Common Transaction Types and What They Cost
Network activity varies by transaction type, and each carries different computational requirements:
Transaction Type
Gas Requirements
Cost Example (20 gwei)
Standard ETH Transfer
21,000 units
~0.00042 ETH
ERC-20 Token Swap
45,000-65,000 units
~0.0009-0.0013 ETH
Smart Contract Execution
100,000+ units
0.002 ETH or higher
Sending ETH remains the cheapest operation at 21,000 gas. Token transfers within the ERC-20 standard typically run 45,000-65,000 gas depending on contract specifics. DeFi interactions, like trading on Uniswap, easily exceed 100,000 gas as the protocol processes additional logic.
During NFT booms or memecoin crazes, competition for block space intensifies dramatically, pushing standard transactions into the stratosphere.
Real-Time Fee Monitoring: Tools of the Trade
Several platforms now provide live gas metrics and historical patterns:
Etherscan’s Gas Tracker stands as the industry standard. It displays current rates across three speed tiers (slow/standard/fast) and estimates fees for specific transaction types like token transfers or NFT minting.
Blocknative offers another reliable alternative, emphasizing price trends and predictive analytics. Their interface helps you anticipate when congestion might ease.
Milk Road takes a visual approach with heatmaps and time-series charts, making it easy to spot low-congestion windows (typically weekends or US early mornings).
What Actually Drives Gas Price Volatility?
Network Load:
The most direct factor is how many transactions are pending. When thousands of users rush to execute trades simultaneously, they bid up prices. Conversely, quiet periods see minimal fees. It’s pure supply and demand.
Transaction Complexity:
Not all operations cost equally. A straightforward payment consumes far less resources than orchestrating a complex DeFi swap involving multiple smart contracts. Miners charge accordingly.
EIP-1559’s Impact:
By automating the base fee, the hard fork reduced some volatility but didn’t eliminate it. During extreme congestion, fees still spike as users increase tips to jump the queue.
Ethereum 2.0 and Beyond: The Fee-Reduction Roadmap
The transition to Proof of Stake (Ethereum 2.0 or “Serenity”) promises transformative improvements. By ditching energy-intensive mining, the network gains efficiency and throughput. Key upgrades include the Beacon Chain, The Merge, and sharding—each expanding capacity.
The Dencun upgrade, featuring EIP-4844 (proto-danksharding), marks significant progress. It boosted transaction throughput from ~15 TPS to approximately 1,000 TPS by expanding block data capacity. This alone cuts fees substantially for Layer-2 solutions relying on the base layer.

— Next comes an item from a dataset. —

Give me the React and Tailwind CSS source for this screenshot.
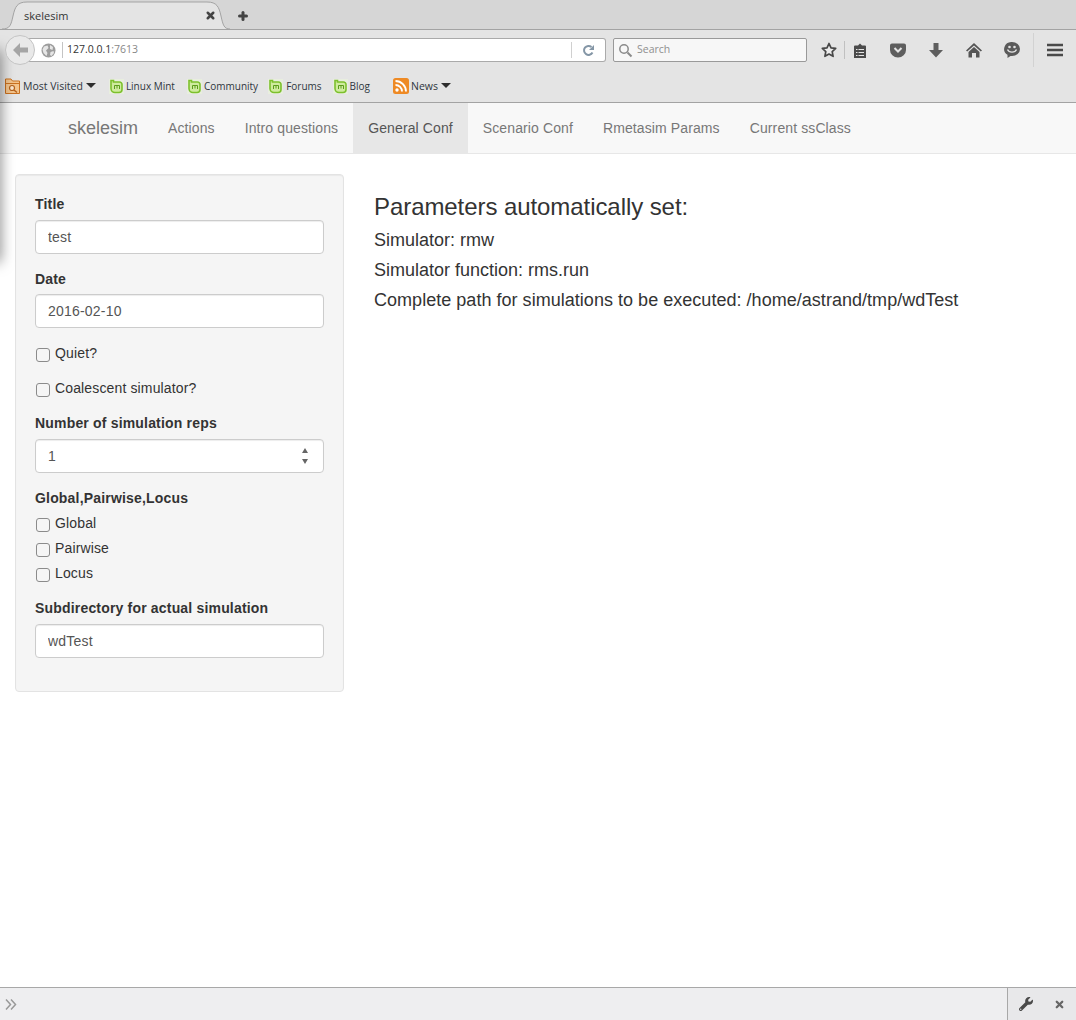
import React from 'react';
import { X, Plus } from 'lucide-react';
import { FaWrench } from 'react-icons/fa';

const uiFont = "font-['Open_Sans',sans-serif]";

function MintIcon() {
  return (
    <svg width="15" height="15" viewBox="0 0 15 15" className="shrink-0 bg-[#e8eede]">
      <path d="M2 1.500h2.500v1.500H10.500A2.500 2.500 0 0 1 13 5.500v5A3 3 0 0 1 10 13.500H6a4 4 0 0 1-4-4z" fill="#cfeb9e" stroke="#7cc02c" strokeWidth="1.600" />
      <path d="M5.500 10V6.500h5V10M8 6.500V9.500" fill="none" stroke="#5c9c1c" strokeWidth="1" />
    </svg>
  );
}

function Caret() {
  return <span className="ml-[3px] mt-[-2px] h-0 w-0 border-x-[5px] border-t-[5px] border-x-transparent border-t-[#2e2e2e]" />;
}

function Bookmark({ label, className, gap }) {
  return (
    <div className={`flex items-center ${className}`}>
      <MintIcon />
      <span className={`${gap} text-[10px] text-[#2f3640]`}>{label}</span>
    </div>
  );
}

function TextInput({ value }) {
  return (
    <input
      readOnly
      value={value}
      className="block h-[34px] w-full rounded-[4px] border border-[#ccc] bg-white px-3 text-[14px] tracking-[0.2px] text-[#555] shadow-[inset_0_1px_1px_rgba(0,0,0,0.075)] outline-none"
    />
  );
}

function Check({ label, className }) {
  return (
    <label className={`flex h-5 items-start ${className}`}>
      <input type="checkbox" className="ml-px mt-[5px] h-[14px] w-[14px] appearance-none rounded-[3px] border border-[#8b8b8b] bg-[#f5f5f5]" />
      <span className="ml-[5px] text-[14px] leading-5 tracking-[0.14px] text-[#333]">{label}</span>
    </label>
  );
}

function FieldLabel({ children, className = 'mb-[5px]' }) {
  return <div className={`${className} text-[14px] font-bold leading-5 tracking-[0.18px] text-[#333]`}>{children}</div>;
}

function BrowserChrome() {
  return (
    <div className={uiFont}>
      {/* tab strip */}
      <div className="flex h-[30px] items-start border-b border-[#a3a3a3] bg-[#d6d6d6]">
        <div className="relative z-10 ml-[2px] h-[30px] w-[228px]">
          <svg width="228" height="30" viewBox="0 0 228 30" className="absolute left-0 top-0">
            <path d="M0 29c8 0 9-4 11-13C13 7 15 2 25 2h180c10 0 12 5 14 14 2 9 3 13 9 13" fill="#e4e4e4" stroke="#a3a3a3" />
          </svg>
          <span className="absolute left-[22px] top-[8px] text-[11px] leading-4 text-[#333]">skelesim</span>
          <X size={11} strokeWidth={5.500} className="absolute left-[203px] top-[10px] text-[#444]" />
        </div>
        <Plus size={12} strokeWidth={6} className="ml-[7px] mt-[10px] text-[#444]" />
      </div>

      {/* toolbar */}
      <div className="flex h-[40px] items-center bg-[#e4e4e4] pl-[5px]">
        <div className="relative z-10 flex h-[30px] w-[30px] shrink-0 items-center justify-center rounded-full border border-[#c4c4c4] bg-[#e9e9e9]">
          <svg width="15" height="14" viewBox="0 0 15 14">
            <path d="M7 0 0 7l7 7V9.500h8v-5H7z" fill="#a5a5a5" />
          </svg>
        </div>
        <div className="ml-[-6px] flex h-[24px] w-[577px] items-center rounded-r-[3px] border border-l-0 border-[#aaa] bg-white pl-[12px]">
          <svg width="15" height="15" viewBox="0 0 15 15" className="shrink-0">
            <circle cx="7.500" cy="7.500" r="7" fill="#9d9d9d" />
            <path d="M3 3.500 6.500 2.500 7.500 5 5 7.500 6.500 10 5.500 13 2.500 10 1.500 6.500zM9 2l3 2-.5 3-2.500-1zM9.500 9l3-1 .5 2-2.500 3-1.500-1z" fill="#e6e6e6" />
          </svg>
          <span className="ml-[6px] mr-[4px] h-[16px] w-px bg-[#c4c4c4]" />
          <span className="text-[10.5px] text-[#333]">127.0.0.1<span className="text-[#888]">:7613</span></span>
          <span className="ml-auto h-[16px] w-px bg-[#d0d0d0]" />
          <svg width="13" height="13" viewBox="0 0 13 13" className="mx-[10px]">
            <path d="M10.500 8.500A4.500 4.500 0 1 1 9.500 3" fill="none" stroke="#8496a6" strokeWidth="2" />
            <path d="M12 1v5H7z" fill="#8496a6" />
          </svg>
        </div>
        <div className="ml-[7px] flex h-[24px] w-[194px] items-center rounded-[2px] border border-[#999] bg-[#f7f7f7] pl-[4px]">
          <svg width="15" height="15" viewBox="0 0 15 15">
            <circle cx="6" cy="6" r="4.200" fill="none" stroke="#8a8a8a" strokeWidth="1.500" />
            <path d="m9.500 9.500 4 4" stroke="#8a8a8a" strokeWidth="2" />
          </svg>
          <span className="ml-[4px] text-[10.5px] text-[#8f8f8f]">Search</span>
        </div>

        <svg width="16" height="16" viewBox="0 0 16 16" className="ml-[14px]">
          <path d="m8 1.500 2 4.300 4.700.6-3.500 3.200.9 4.700L8 12l-4.100 2.300.9-4.700L1.300 6.400 6 5.800z" fill="#ececec" stroke="#474747" strokeWidth="1.700" strokeLinejoin="round" />
        </svg>
        <span className="ml-[7px] h-[18px] w-px bg-[#c0c0c0]" />
        <svg width="14" height="15" viewBox="0 0 14 15" className="ml-[8px]">
          <path d="M1 3.500a1 1 0 0 1 1-1h3L7 .500l2 2h3a1 1 0 0 1 1 1V15H1z" fill="#4b4b4b" />
          <path d="M3 6.500h1.500M3 9.500h1.500M3 12.500h1.500M5.500 6.500H11M5.500 9.500H11M5.500 12.500H11" stroke="#e4e4e4" strokeWidth="1.200" />
        </svg>
        <svg width="16" height="15" viewBox="0 0 16 15" className="ml-[23px]">
          <path d="M0 2.500A2 2 0 0 1 2 .500h12a2 2 0 0 1 2 2V7a8 7.500 0 0 1-16 0z" fill="#5e5e5e" />
          <path d="m4.500 5 3.500 3.500L11.500 5" fill="none" stroke="#e4e4e4" strokeWidth="2" />
        </svg>
        <svg width="14" height="15" viewBox="0 0 14 15" className="ml-[23px]">
          <path d="M4.500 0h5v7H14l-7 7.500L0 7h4.500z" fill="#5e5e5e" />
        </svg>
        <svg width="16" height="15" viewBox="0 0 16 15" className="ml-[23px]">
          <path d="M8 0 16 7.500 14.800 8.500 8 2.500 1.200 8.500 0 7.500z" fill="#555" />
          <path d="M8 4 13.500 9v5.500H10V10H6v4.500H2.500V9z" fill="#555" />
        </svg>
        <svg width="16" height="16" viewBox="0 0 16 16" className="ml-[22px]">
          <path d="M8 0a8 7 0 0 1 0 14H6.500L3.500 16V12.800A7.500 7 0 0 1 8 0z" fill="#5a5a5a" />
          <circle cx="5.500" cy="5" r="1.300" fill="#e4e4e4" />
          <circle cx="10.500" cy="5" r="1.300" fill="#e4e4e4" />
          <path d="M3.500 7.500c1.500 3.500 7.500 3.500 9 0" fill="none" stroke="#e4e4e4" strokeWidth="1.400" />
        </svg>
        <span className="ml-[13px] h-[34px] w-px bg-[#d2d2d2]" />
        <svg width="16" height="14" viewBox="0 0 16 14" className="ml-[13px]">
          <path d="M.500 2h15M.500 7h15M.500 12h15" stroke="#4a4a4a" strokeWidth="2.600" strokeLinecap="round" />
        </svg>
      </div>

      {/* bookmarks */}
      <div className="flex h-[33px] items-center border-b border-[#a3a3a3] bg-[#e4e4e4] pl-[5px]">
        <svg width="15" height="16" viewBox="0 0 15 16" className="shrink-0">
          <path d="M.500 1h5.500l1.500 2h7v12.500H.500z" fill="#f3c48c" stroke="#c9701f" />
          <path d="M.500 5.500h14" stroke="#c9701f" />
          <circle cx="7" cy="10" r="2.500" fill="#fbe7cf" stroke="#b5611b" strokeWidth="1.200" />
          <path d="m9 12 3 2.500" stroke="#b5611b" strokeWidth="1.400" />
        </svg>
        <span className="ml-[3px] mt-[1px] text-[10.5px] text-[#2f3640]">Most Visited</span>
        <Caret />
        <Bookmark label="Linux Mint" className="ml-[13px]" gap="ml-[2px]" />
        <Bookmark label="Community" className="ml-[12px]" gap="ml-[2px]" />
        <Bookmark label="Forums" className="ml-[10px]" gap="ml-[3px]" />
        <Bookmark label="Blog" className="ml-[11px]" gap="ml-[2px]" />
        <svg width="16" height="16" viewBox="0 0 16 16" className="ml-[23px] shrink-0">
          <rect width="16" height="16" rx="2.500" fill="#ee8a25" />
          <circle cx="4" cy="12" r="1.700" fill="#fff" />
          <path d="M2.500 7a6.500 6.500 0 0 1 6.500 6.500M2.500 3a10.500 10.500 0 0 1 10.500 10.500" fill="none" stroke="#fff" strokeWidth="1.900" />
        </svg>
        <span className="ml-[2px] mt-[1px] text-[10.5px] text-[#2f3640]">News</span>
        <Caret />
      </div>
    </div>
  );
}

function NavBar() {
  const items = ['Actions', 'Intro questions', 'General Conf', 'Scenario Conf', 'Rmetasim Params', 'Current ssClass'];
  return (
    <nav className="flex h-[51px] border-b border-[#e7e7e7] bg-[#f8f8f8] pl-[53px]">
      <span className="px-[15px] text-[18px] leading-[50px] text-[#777]">skelesim</span>
      {items.map((item) => (
        <span
          key={item}
          className={`px-[15px] text-[14px] leading-[50px] tracking-[0.11px] ${item === 'General Conf' ? 'bg-[#e7e7e7] text-[#555]' : 'text-[#777]'}`}
        >
          {item}
        </span>
      ))}
    </nav>
  );
}

function Sidebar() {
  return (
    <div className="h-[518px] w-[329px] shrink-0 rounded-[4px] border border-[#e3e3e3] bg-[#f5f5f5] p-[19px] shadow-[inset_0_1px_1px_rgba(0,0,0,0.05)]">
      <FieldLabel className="mb-[6px]">Title</FieldLabel>
      <TextInput value="test" />
      <div className="mt-[15px]">
        <FieldLabel>Date</FieldLabel>
        <TextInput value="2016-02-10" />
      </div>
      <Check label="Quiet?" className="mt-[15px]" />
      <Check label="Coalescent simulator?" className="mt-[15px]" />
      <div className="mt-[15px]">
        <FieldLabel>Number of simulation reps</FieldLabel>
        <div className="relative mt-[6px]">
          <TextInput value="1" />
          <svg width="6" height="16" viewBox="0 0 6 16" className="absolute right-[16px] top-[9px]">
            <path d="M3 0 6 5H0zM0 11h6l-3 5z" fill="#666" />
          </svg>
        </div>
      </div>
      <div className="mt-[15px]">
        <FieldLabel>Global,Pairwise,Locus</FieldLabel>
        <Check label="Global" />
        <Check label="Pairwise" className="mt-[5px]" />
        <Check label="Locus" className="mt-[5px]" />
      </div>
      <div className="mt-[15px]">
        <FieldLabel>Subdirectory for actual simulation</FieldLabel>
        <div className="mt-[6px]">
          <TextInput value="wdTest" />
        </div>
      </div>
    </div>
  );
}

export default function App() {
  return (
    <div className="relative flex h-[1020px] w-[1076px] flex-col overflow-hidden bg-white font-['Liberation_Sans',sans-serif]">
      <BrowserChrome />
      <NavBar />

      <main className="flex flex-1 items-start px-[15px] pt-[20px]">
        <Sidebar />
        <div className="ml-[30px] pt-[20px]">
          <h3 className="text-[24px] font-normal leading-[26px] tracking-[-0.07px] text-[#333]">Parameters automatically set:</h3>
          <p className="mt-[5px] text-[18px] leading-[30px] text-[#333]">Simulator: rmw</p>
          <p className="text-[18px] leading-[30px] text-[#333]">Simulator function: rms.run</p>
          <p className="text-[18px] leading-[30px] tracking-[0.03px] text-[#333]">Complete path for simulations to be executed: /home/astrand/tmp/wdTest</p>
        </div>
      </main>

      {/* devtools strip */}
      <div className={`flex h-[33px] items-center border-t border-[#a8a8a8] bg-[#eeeef0] ${uiFont}`}>
        <svg width="12" height="11" viewBox="0 0 12 11" className="ml-[5px]">
          <path d="m1 .500 4.500 5-4.500 5M6 .500l4.500 5-4.500 5" fill="none" stroke="#999" strokeWidth="1.500" />
        </svg>
        <div className="ml-auto flex h-full w-[69px] items-center border-l border-[#a8a8a8] bg-[#e8e8ea]">
          <FaWrench size={14} className="ml-[11px] text-[#4a4a4a]" />
          <X size={11} strokeWidth={5} className="ml-[21px] text-[#666]" />
        </div>
      </div>

      {/* window shadow bleeding over the page's left edge */}
      <div className="pointer-events-none absolute left-[-10px] top-[50px] h-[212px] w-[10px] shadow-[0_0_14px_rgba(0,0,0,0.55)]" />
    </div>
  );
}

Long-term vision: Ethereum 2.0’s full implementation aims to reduce fees below $0.001, making the network accessible to everyday users.
Layer-2 Solutions: Your Near-Term Fee Relief
While waiting for Ethereum 2.0, Layer-2 networks already deliver dramatic cost reductions by processing transactions off-chain.
Optimistic Rollups (Optimism, Arbitrum) batch multiple transactions and post only results to the mainnet, slashing overhead. ZK-Rollups (zkSync, Loopring) use zero-knowledge proofs for similar efficiency.
Real numbers tell the story: Loopring transactions cost under $0.01, compared to several dollars on mainnet. As adoption accelerates, these solutions become the default for cost-conscious users.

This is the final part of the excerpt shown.